Wie steht es eigentlich um die italienische Musikszene? Die Bands mit internationaler Reputation lassen sich an einer Hand abzählen. Seit der Welle des gefürchteten "Italo-Pop" und der Cantautori der 70er-Jahre gab es kaum nennenswerte Exporte aus dem Land, wo die Zitronen blühen.

Vielleicht jedoch, und der Verdacht liegt nahe, liegt dies gar nicht so sehr an den Musikern selbst, sondern an der Erwartung der großen Plattenfirmen, die Italienisches nur dann in ihren Katalog aufnehmen, wenn damit die gängigen Klischees von Vino, Sole und Amore bedient werden könnten?

So gesehen hätte Midwest schlechte Karten. Die junge Band (die Mitglieder sind im Schnitt unter 25) kommt zwar aus Varese, einer Gemeinde in der Nähe der Schweizer Grenze, doch ihr Herz, so lassen sie auf ihrer Website wissen, liege in Chicago. Entsprechend klingt ihr Sound. Wurlitzer, Banjo, Harmonium, Melltron, akustische Gitarren und Percussions kommen darauf zum Einsatz, und man hört die Begeisterung der Band für den relaxten Sound eines Will Oldham, der Beach Boys und Nick Drake - und von allem etwas.

Ihr zweites Album, das jetzt - aller Klischeewidersetzung zum Trotze - auch in Deutschland erscheint, vereint die verschiedenen amerikanischen Folkeinflüsse zu einem durchgängigen Soundkonzept, das getragen von seinen akustischen Elementen natürlich, freundlich und offen wirkt. Der Pressetext erwähnt nicht zu unrecht eine Anlehnung an den gut gelaunten Sound der Beach Boys, eine Mentalität, die Midwest tatsächlich nicht fremd ist, doch im Vergleich zu diesen Ikonen der 60er Jahre klingen die Italiener deutlich zurückhaltender. Midwest entwickeln ihre Songs weniger auf der Grundlage von Pop sondern vielmehr aus der Folktradition des Mittleren Westens (sic!) der USA.
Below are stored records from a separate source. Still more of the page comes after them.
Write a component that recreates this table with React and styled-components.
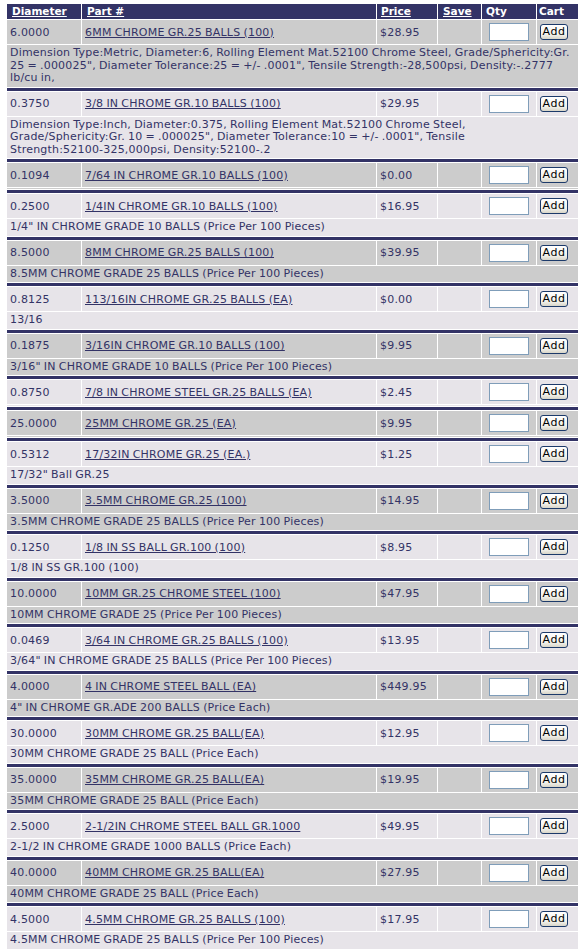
import React from 'react'
import styled, { createGlobalStyle } from 'styled-components'

const GlobalStyle = createGlobalStyle`
    body {
        margin: 0;
        background: #FFF;
        font-family: "DejaVu Sans", Verdana, sans-serif;
        font-size: 11px;
        color: #333366;
    }
`

const Page = styled.div`
    padding: 3px 2px 0 6px;
`

const Table = styled.table`
    width: 573px;
    table-layout: fixed;
    border-collapse: separate;
    border-spacing: 1px;
    background: #FFF;
`

const HeadCell = styled.th`
    box-sizing: border-box;
    background-color: #333366;
    color: #FFF;
    font-size: 10.5px;
    font-weight: bold;
    text-align: left;
    line-height: 13px;
    padding: 1px 3px 1px ${props => props.$pad || 4}px;
    white-space: nowrap;

    a {
        color: #FFF;
        text-decoration: underline;
    }
`

const Cell = styled.td`
    box-sizing: border-box;
    background-color: ${props => props.$shade ? '#CCCCCC' : '#E7E4E9'};
    padding: 3px;
    line-height: 13px;
    letter-spacing: 0.2px;
    word-spacing: -0.6px;
    vertical-align: middle;
    text-align: ${props => props.$center ? 'center' : 'left'};
    white-space: nowrap;
    overflow: hidden;

    a {
        color: #333366;
        text-decoration: underline;
    }
`

const DescCell = styled.td`
    box-sizing: border-box;
    background-color: ${props => props.$shade ? '#CCCCCC' : '#E7E4E9'};
    padding: ${props => props.$empty ? '0 3px' : '2px 3px'};
    height: ${props => props.$empty ? '1px' : 'auto'};
    font-size: ${props => props.$empty ? '0' : '11px'};
    line-height: ${props => props.$empty ? '0' : '12.5px'};
    letter-spacing: 0.2px;
    word-spacing: -0.6px;
`

// old browsers keep "52100-325" together, so do we
const NoBreak = styled.span`
    white-space: nowrap;
`

const Divider = styled.td`
    background-color: #333366;
    height: 3px;
    padding: 0;
    font-size: 0;
    line-height: 0;
`

const QtyInput = styled.input`
    box-sizing: border-box;
    width: 40px;
    height: 18px;
    margin: 0;
    border: 1px solid #7F9DB9;
    background: #FFF;
    vertical-align: middle;
    font-family: "DejaVu Sans", Verdana, sans-serif;
    font-size: 11px;
`

const AddButton = styled.button`
    box-sizing: border-box;
    width: 28px;
    height: 16px;
    margin: 0;
    padding: 0;
    border: 1px solid #1C3A6A;
    border-radius: 3px;
    background: linear-gradient(#FFFFFF, #F1F0EA 70%, #D8D5C8);
    color: #000;
    font-family: "DejaVu Sans", Verdana, sans-serif;
    font-size: 11px;
    line-height: 12px;
    letter-spacing: 0.5px;
    vertical-align: middle;
    cursor: pointer;
`

const DIMENSION_1 = 'Dimension Type:Metric, Diameter:6, Rolling Element Mat.52100 Chrome Steel, Grade/Sphericity:Gr. 25 = .000025", Diameter Tolerance:25 = +/- .0001", Tensile Strength:-28,500psi, Density:-.2777 lb/cu in,'
const DIMENSION_2 = 'Dimension Type:Inch, Diameter:0.375, Rolling Element Mat.52100 Chrome Steel, Grade/Sphericity:Gr. 10 = .000025", Diameter Tolerance:10 = +/- .0001", Tensile Strength:52100-325,000psi, Density:52100-.2'

const balls = [
    ['6.0000', '6MM CHROME GR.25 BALLS (100)', '$28.95', DIMENSION_1],
    ['0.3750', '3/8 IN CHROME GR.10 BALLS (100)', '$29.95', DIMENSION_2],
    ['0.1094', '7/64 IN CHROME GR.10 BALLS (100)', '$0.00', ''],
    ['0.2500', '1/4IN CHROME GR.10 BALLS (100)', '$16.95', '1/4" IN CHROME GRADE 10 BALLS (Price Per 100 Pieces)'],
    ['8.5000', '8MM CHROME GR.25 BALLS (100)', '$39.95', '8.5MM CHROME GRADE 25 BALLS (Price Per 100 Pieces)'],
    ['0.8125', '113/16IN CHROME GR.25 BALLS (EA)', '$0.00', '13/16'],
    ['0.1875', '3/16IN CHROME GR.10 BALLS (100)', '$9.95', '3/16" IN CHROME GRADE 10 BALLS (Price Per 100 Pieces)'],
    ['0.8750', '7/8 IN CHROME STEEL GR.25 BALLS (EA)', '$2.45', ''],
    ['25.0000', '25MM CHROME GR.25 (EA)', '$9.95', ''],
    ['0.5312', '17/32IN CHROME GR.25 (EA.)', '$1.25', '17/32" Ball GR.25'],
    ['3.5000', '3.5MM CHROME GR.25 (100)', '$14.95', '3.5MM CHROME GRADE 25 BALLS (Price Per 100 Pieces)'],
    ['0.1250', '1/8 IN SS BALL GR.100 (100)', '$8.95', '1/8 IN SS GR.100 (100)'],
    ['10.0000', '10MM GR.25 CHROME STEEL (100)', '$47.95', '10MM CHROME GRADE 25 (Price Per 100 Pieces)'],
    ['0.0469', '3/64 IN CHROME GR.25 BALLS (100)', '$13.95', '3/64" IN CHROME GRADE 25 BALLS (Price Per 100 Pieces)'],
    ['4.0000', '4 IN CHROME STEEL BALL (EA)', '$449.95', '4" IN CHROME GR.ADE 200 BALLS (Price Each)'],
    ['30.0000', '30MM CHROME GR.25 BALL(EA)', '$12.95', '30MM CHROME GRADE 25 BALL (Price Each)'],
    ['35.0000', '35MM CHROME GR.25 BALL(EA)', '$19.95', '35MM CHROME GRADE 25 BALL (Price Each)'],
    ['2.5000', '2-1/2IN CHROME STEEL BALL GR.1000', '$49.95', '2-1/2 IN CHROME GRADE 1000 BALLS (Price Each)'],
    ['40.0000', '40MM CHROME GR.25 BALL(EA)', '$27.95', '40MM CHROME GRADE 25 BALL (Price Each)'],
    ['4.5000', '4.5MM CHROME GR.25 BALLS (100)', '$17.95', '4.5MM CHROME GRADE 25 BALLS (Price Per 100 Pieces)'],
]

const formatDesc = desc =>
    desc.split(/(\S*\d-\d\S*)/).map((part, i) =>
        i % 2 ? <NoBreak key={i}>{part}</NoBreak> : part
    )

const ProductRows = ({ item, index }) => {
    const [diameter, part, price, desc] = item
    const shade = index % 2 === 0
    return (
        <>
            {index > 0 && (
                <tr><Divider colSpan={6} /></tr>
            )}
            <tr>
                <Cell $shade={shade}>{diameter}</Cell>
                <Cell $shade={shade}><a href="#">{part}</a></Cell>
                <Cell $shade={shade}>{price}</Cell>
                <Cell $shade={shade}></Cell>
                <Cell $shade={shade} $center><QtyInput type="text" /></Cell>
                <Cell $shade={shade}><AddButton>Add</AddButton></Cell>
            </tr>
            <tr>
                <DescCell colSpan={6} $shade={shade} $empty={!desc}>{formatDesc(desc)}</DescCell>
            </tr>
        </>
    )
}

const App = () => (
    <Page>
        <GlobalStyle />
        <Table>
            <colgroup>
                <col style={{ width: 74 }} />
                <col style={{ width: 294 }} />
                <col style={{ width: 60 }} />
                <col style={{ width: 43 }} />
                <col style={{ width: 54 }} />
                <col style={{ width: 41 }} />
            </colgroup>
            <thead>
                <tr>
                    <HeadCell $pad={5}><a href="#">Diameter</a></HeadCell>
                    <HeadCell $pad={5}><a href="#">Part #</a></HeadCell>
                    <HeadCell><a href="#">Price</a></HeadCell>
                    <HeadCell $pad={5}><a href="#">Save</a></HeadCell>
                    <HeadCell>Qty</HeadCell>
                    <HeadCell $pad={2}>Cart</HeadCell>
                </tr>
            </thead>
            <tbody>
                {balls.map((item, i) => (
                    <ProductRows key={item[0] + item[1]} item={item} index={i} />
                ))}
            </tbody>
        </Table>
    </Page>
)

export default App
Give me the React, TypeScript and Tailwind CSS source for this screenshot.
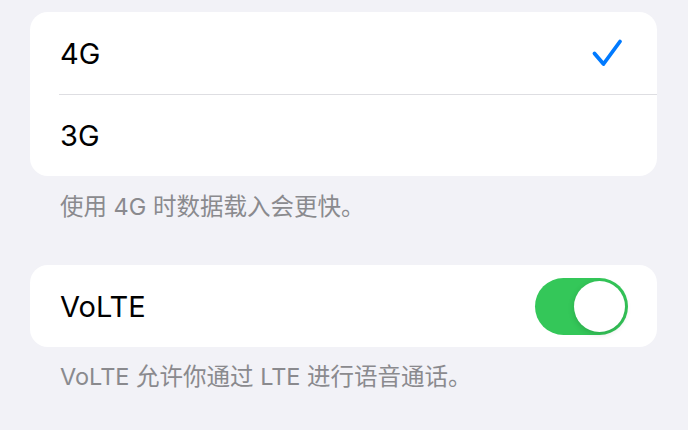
import React from "react";

const font = { fontFamily: 'Inter, "Noto Sans CJK SC", sans-serif' };

export default function App() {
  return (
    <div className="w-[688px] h-[430px] bg-[#f2f2f7] overflow-hidden pt-[12px] pl-[30px] pr-[31px]" style={font}>
      <div className="bg-white rounded-[18px] overflow-hidden">
        <div className="h-[82px] flex items-center justify-between pl-[30px] pr-[34px]">
          <span className="text-[29px] text-black leading-none">4G</span>
          <svg width="32" height="30" viewBox="0 0 32 30" fill="none">
            <path d="M3.5 15.5 L12.5 26 L29 3.5" stroke="#007aff" strokeWidth="3.8" strokeLinecap="round" strokeLinejoin="round" />
          </svg>
        </div>
        <div className="ml-[29px] h-px bg-[#dedee2]" />
        <div className="h-[81px] flex items-center pl-[30px]">
          <span className="text-[29px] text-black leading-none">3G</span>
        </div>
      </div>
      <div className="mt-[16px] pl-[30px] text-[23.5px] leading-[30px] text-[#8a8a8e]">使用 4G 时数据载入会更快。</div>
      <div className="mt-[43px] bg-white rounded-[18px] h-[82px] flex items-center justify-between pl-[30px] pr-[29px]">
        <span className="text-[29px] text-black leading-none">VoLTE</span>
        <div className="w-[93px] h-[57px] rounded-full bg-[#34c759] flex items-center justify-end pr-[3px]">
          <div className="w-[51px] h-[51px] rounded-full bg-white shadow-[0_2px_6px_rgba(0,0,0,0.15)]" />
        </div>
      </div>
      <div className="mt-[15px] pl-[30px] text-[23.5px] leading-[30px] text-[#8a8a8e]">VoLTE 允许你通过 LTE 进行语音通话。</div>
    </div>
  );
}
Nach ihrem Debüt "Town and country" ist "Whatever you bring we sing" nun das zweite Album von Francesco Ferretti, Matteo Gambacorta, Paolo Grassi und Francesco Scalise. Spätestens von ihrem melancholisch-verträumten Schlusssong mit dem schönen Titel "Warmed by the coming season" und einem berückenden Wechselspiel von Gesang, Klavier und kristallklaren Streichersätzen wird man die Atmosphäre des Midwest-Sounds förmlich aufsaugen wollen, und man versteht: Die italienische Musikszene ist um Klassen besser als ihr Image. Und sie fasziniert gerade abseits der Klischees. Fortsetzung folgt hoffentlich!